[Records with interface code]
• • • • • • •

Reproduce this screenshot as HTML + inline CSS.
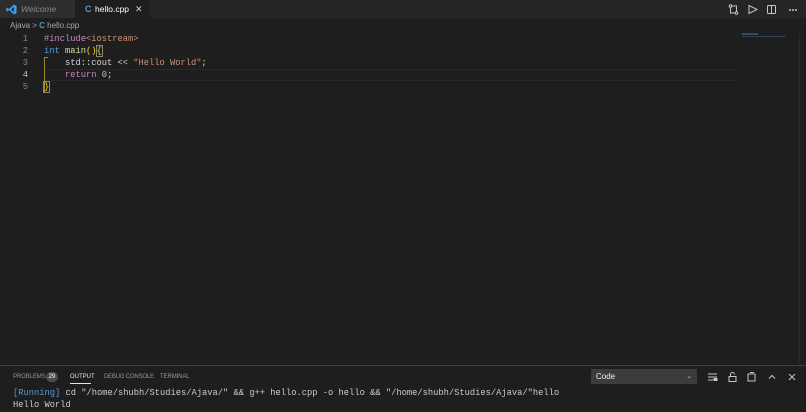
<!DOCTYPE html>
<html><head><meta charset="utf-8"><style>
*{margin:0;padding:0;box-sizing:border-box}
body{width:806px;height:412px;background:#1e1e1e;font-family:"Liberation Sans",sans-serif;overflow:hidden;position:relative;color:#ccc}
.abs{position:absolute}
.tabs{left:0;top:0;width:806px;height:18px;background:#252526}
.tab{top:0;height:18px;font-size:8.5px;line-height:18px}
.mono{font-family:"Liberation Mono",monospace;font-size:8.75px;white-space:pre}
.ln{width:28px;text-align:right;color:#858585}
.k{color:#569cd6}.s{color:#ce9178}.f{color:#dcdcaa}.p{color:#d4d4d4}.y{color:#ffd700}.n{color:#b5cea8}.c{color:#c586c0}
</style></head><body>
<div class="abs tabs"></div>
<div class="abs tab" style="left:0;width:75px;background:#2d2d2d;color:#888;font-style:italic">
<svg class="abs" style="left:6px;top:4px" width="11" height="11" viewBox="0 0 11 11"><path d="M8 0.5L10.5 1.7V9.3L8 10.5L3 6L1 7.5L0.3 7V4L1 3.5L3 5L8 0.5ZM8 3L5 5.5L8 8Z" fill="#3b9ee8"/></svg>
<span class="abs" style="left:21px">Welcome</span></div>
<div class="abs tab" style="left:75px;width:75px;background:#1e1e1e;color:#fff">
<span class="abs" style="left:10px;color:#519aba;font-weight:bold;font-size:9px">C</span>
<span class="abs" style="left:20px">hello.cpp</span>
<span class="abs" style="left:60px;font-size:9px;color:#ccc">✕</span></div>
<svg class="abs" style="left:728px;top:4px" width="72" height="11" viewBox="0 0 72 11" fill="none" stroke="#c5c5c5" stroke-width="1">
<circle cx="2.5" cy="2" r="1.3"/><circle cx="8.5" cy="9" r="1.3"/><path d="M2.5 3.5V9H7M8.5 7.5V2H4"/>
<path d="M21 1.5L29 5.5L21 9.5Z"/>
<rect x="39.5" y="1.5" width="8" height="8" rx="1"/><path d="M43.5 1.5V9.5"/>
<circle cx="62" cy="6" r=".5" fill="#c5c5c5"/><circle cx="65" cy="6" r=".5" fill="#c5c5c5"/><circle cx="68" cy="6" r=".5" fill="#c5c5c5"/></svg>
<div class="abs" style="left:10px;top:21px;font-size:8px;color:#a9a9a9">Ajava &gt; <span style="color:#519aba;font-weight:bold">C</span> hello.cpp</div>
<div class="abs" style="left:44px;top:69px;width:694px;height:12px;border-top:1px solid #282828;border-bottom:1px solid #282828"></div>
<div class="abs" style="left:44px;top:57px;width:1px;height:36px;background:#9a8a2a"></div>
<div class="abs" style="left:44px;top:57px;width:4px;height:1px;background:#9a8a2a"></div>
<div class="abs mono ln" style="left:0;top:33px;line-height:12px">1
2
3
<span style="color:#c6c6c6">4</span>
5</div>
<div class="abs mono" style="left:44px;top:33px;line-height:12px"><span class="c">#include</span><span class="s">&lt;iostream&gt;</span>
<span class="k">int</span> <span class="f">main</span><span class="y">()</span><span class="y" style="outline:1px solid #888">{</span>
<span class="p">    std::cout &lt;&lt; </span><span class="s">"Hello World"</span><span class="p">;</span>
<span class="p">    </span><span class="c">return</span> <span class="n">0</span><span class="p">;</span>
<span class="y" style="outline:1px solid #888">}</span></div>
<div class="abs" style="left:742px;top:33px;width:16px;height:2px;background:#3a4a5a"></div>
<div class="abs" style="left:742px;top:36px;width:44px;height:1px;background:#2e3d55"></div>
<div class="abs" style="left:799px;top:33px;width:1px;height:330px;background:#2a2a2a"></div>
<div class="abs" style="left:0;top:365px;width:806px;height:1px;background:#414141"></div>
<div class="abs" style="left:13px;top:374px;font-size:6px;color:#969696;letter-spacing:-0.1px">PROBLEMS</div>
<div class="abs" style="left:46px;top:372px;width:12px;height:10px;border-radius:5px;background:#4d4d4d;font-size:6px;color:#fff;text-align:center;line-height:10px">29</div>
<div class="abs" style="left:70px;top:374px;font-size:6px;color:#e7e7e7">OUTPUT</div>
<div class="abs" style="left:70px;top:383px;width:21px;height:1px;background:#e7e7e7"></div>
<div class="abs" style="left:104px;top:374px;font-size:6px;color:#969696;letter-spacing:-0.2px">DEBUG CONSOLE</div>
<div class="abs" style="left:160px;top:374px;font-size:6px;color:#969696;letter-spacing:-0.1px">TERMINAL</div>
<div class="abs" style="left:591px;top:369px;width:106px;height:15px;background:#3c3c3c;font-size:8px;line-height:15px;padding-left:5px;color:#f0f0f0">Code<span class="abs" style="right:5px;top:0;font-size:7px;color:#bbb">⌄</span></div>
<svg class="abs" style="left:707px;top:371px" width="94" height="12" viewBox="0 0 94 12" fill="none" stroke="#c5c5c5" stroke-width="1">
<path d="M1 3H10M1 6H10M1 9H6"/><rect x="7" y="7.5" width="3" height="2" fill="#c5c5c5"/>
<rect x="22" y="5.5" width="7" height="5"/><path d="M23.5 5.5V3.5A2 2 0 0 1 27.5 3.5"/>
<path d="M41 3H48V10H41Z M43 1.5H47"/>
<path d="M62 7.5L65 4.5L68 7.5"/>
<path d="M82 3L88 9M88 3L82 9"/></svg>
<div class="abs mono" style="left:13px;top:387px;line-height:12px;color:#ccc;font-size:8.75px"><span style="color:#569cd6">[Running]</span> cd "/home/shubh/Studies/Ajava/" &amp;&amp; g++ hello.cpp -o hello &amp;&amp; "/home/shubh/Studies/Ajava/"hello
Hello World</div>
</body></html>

• • • • • • •

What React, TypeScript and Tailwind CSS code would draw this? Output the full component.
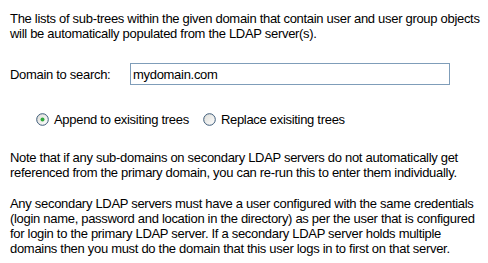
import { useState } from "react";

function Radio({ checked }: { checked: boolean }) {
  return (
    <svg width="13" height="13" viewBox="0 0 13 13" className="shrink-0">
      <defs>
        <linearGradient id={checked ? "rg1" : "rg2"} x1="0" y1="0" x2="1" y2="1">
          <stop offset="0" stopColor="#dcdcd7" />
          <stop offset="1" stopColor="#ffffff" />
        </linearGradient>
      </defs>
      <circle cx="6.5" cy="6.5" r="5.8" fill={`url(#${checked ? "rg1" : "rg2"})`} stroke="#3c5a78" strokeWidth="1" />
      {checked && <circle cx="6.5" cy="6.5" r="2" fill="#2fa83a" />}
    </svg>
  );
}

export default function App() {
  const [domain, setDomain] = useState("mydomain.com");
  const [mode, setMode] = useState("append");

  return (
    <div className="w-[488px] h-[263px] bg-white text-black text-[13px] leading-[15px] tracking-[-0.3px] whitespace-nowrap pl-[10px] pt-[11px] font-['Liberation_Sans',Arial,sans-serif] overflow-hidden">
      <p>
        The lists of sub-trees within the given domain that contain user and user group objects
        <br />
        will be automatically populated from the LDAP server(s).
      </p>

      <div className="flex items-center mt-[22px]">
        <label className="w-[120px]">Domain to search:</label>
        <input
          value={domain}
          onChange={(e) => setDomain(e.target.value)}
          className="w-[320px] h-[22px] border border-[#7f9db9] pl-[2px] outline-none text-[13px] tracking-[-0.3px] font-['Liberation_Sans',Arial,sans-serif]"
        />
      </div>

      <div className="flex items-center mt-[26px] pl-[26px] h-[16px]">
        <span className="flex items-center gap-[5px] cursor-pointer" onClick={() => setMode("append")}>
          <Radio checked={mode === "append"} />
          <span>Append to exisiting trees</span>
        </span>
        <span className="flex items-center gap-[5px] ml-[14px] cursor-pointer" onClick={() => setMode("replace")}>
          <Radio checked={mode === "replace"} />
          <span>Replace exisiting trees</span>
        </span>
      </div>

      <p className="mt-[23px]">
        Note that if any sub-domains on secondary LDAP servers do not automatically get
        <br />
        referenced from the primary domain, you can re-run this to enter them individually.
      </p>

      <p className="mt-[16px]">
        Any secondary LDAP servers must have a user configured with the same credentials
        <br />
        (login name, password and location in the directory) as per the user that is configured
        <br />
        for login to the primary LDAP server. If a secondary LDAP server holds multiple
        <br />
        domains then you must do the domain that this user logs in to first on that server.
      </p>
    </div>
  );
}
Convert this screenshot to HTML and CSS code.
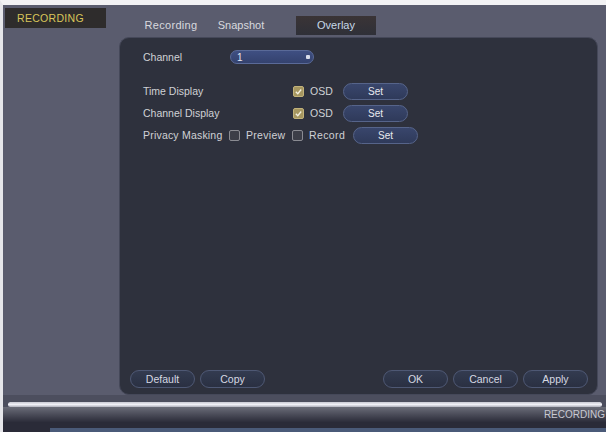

• • • • • • •

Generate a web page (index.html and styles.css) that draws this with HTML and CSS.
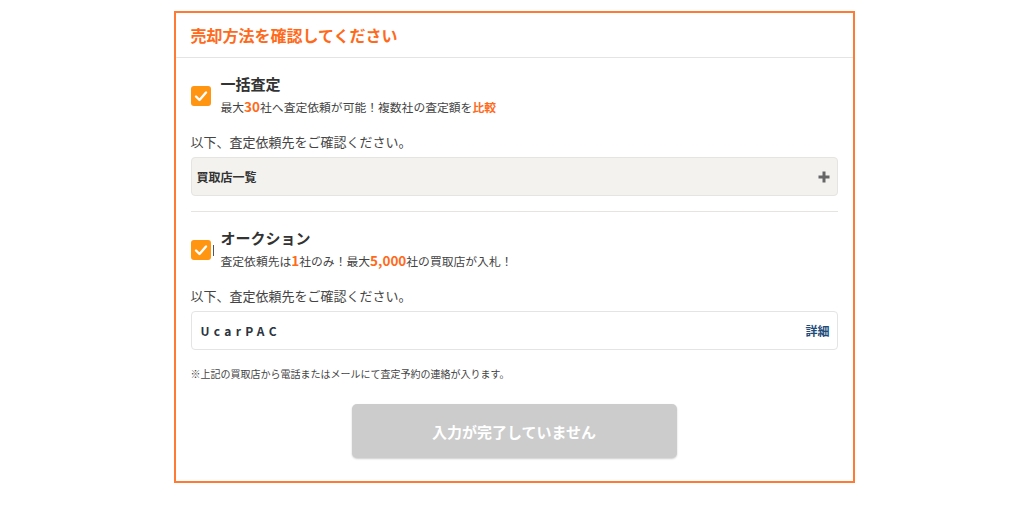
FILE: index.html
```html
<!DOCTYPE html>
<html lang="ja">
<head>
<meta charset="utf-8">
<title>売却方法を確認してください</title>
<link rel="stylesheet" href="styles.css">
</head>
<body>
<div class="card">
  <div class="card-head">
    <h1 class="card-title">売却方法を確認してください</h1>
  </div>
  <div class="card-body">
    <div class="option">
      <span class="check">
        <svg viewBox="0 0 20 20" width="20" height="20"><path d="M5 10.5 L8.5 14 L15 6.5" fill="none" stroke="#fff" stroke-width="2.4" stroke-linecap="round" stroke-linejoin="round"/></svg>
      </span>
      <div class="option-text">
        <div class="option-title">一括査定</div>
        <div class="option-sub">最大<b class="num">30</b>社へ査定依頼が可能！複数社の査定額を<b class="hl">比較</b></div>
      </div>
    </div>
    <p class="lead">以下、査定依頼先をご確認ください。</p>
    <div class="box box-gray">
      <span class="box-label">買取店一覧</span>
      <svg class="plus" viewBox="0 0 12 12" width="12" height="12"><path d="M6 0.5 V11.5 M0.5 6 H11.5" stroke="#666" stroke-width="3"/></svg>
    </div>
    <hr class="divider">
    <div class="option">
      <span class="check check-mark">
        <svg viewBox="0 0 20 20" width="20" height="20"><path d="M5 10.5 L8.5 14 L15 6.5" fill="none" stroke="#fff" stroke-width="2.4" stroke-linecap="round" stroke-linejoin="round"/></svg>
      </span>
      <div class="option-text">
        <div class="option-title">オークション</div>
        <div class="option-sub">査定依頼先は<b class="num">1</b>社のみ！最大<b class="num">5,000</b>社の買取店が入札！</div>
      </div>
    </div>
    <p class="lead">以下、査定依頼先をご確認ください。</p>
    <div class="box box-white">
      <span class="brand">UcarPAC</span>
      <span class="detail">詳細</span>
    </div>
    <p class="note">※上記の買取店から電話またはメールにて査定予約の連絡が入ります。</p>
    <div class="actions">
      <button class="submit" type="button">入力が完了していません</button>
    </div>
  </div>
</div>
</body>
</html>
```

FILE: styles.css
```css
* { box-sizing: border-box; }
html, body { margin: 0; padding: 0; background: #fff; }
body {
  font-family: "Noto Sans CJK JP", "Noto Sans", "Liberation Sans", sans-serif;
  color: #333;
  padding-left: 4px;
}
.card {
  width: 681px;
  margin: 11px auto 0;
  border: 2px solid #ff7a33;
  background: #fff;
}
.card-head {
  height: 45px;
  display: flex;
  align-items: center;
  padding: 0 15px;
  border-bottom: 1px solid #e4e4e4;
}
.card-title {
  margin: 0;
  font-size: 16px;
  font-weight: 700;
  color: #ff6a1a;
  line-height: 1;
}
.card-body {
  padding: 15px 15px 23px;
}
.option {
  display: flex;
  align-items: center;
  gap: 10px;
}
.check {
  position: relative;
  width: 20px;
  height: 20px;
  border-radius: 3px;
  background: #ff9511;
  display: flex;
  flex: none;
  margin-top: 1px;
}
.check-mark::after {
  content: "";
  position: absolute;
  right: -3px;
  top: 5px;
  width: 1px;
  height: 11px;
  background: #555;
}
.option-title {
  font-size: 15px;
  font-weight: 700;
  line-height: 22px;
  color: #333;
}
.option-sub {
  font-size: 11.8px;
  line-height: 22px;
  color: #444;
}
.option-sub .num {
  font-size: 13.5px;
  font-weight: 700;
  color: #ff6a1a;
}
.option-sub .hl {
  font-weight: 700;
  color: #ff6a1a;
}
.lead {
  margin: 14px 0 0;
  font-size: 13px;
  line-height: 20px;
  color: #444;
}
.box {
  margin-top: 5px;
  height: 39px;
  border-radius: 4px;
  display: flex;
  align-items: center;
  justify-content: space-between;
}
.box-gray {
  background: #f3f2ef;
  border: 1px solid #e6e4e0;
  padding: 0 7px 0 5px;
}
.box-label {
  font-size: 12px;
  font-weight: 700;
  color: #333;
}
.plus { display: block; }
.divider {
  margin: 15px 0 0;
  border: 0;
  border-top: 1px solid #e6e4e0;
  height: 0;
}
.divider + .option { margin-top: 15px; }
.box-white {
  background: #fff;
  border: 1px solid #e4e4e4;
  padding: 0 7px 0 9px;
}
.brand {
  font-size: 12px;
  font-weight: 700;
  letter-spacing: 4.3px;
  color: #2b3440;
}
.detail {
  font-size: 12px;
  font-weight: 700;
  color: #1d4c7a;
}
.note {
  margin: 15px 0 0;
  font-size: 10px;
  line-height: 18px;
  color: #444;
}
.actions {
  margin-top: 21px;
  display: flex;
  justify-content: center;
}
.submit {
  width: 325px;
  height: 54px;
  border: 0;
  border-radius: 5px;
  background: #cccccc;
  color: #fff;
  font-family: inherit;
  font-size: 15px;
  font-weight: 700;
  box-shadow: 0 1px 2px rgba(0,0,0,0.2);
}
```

• • • • • • •

» **Exercise task**
Filter the listing above for the string "styles" and copy every matching line.

» **Answer to the task**
Generate a web page (index.html and styles.css) that draws this with HTML and CSS.
<link rel="stylesheet" href="styles.css">
FILE: styles.css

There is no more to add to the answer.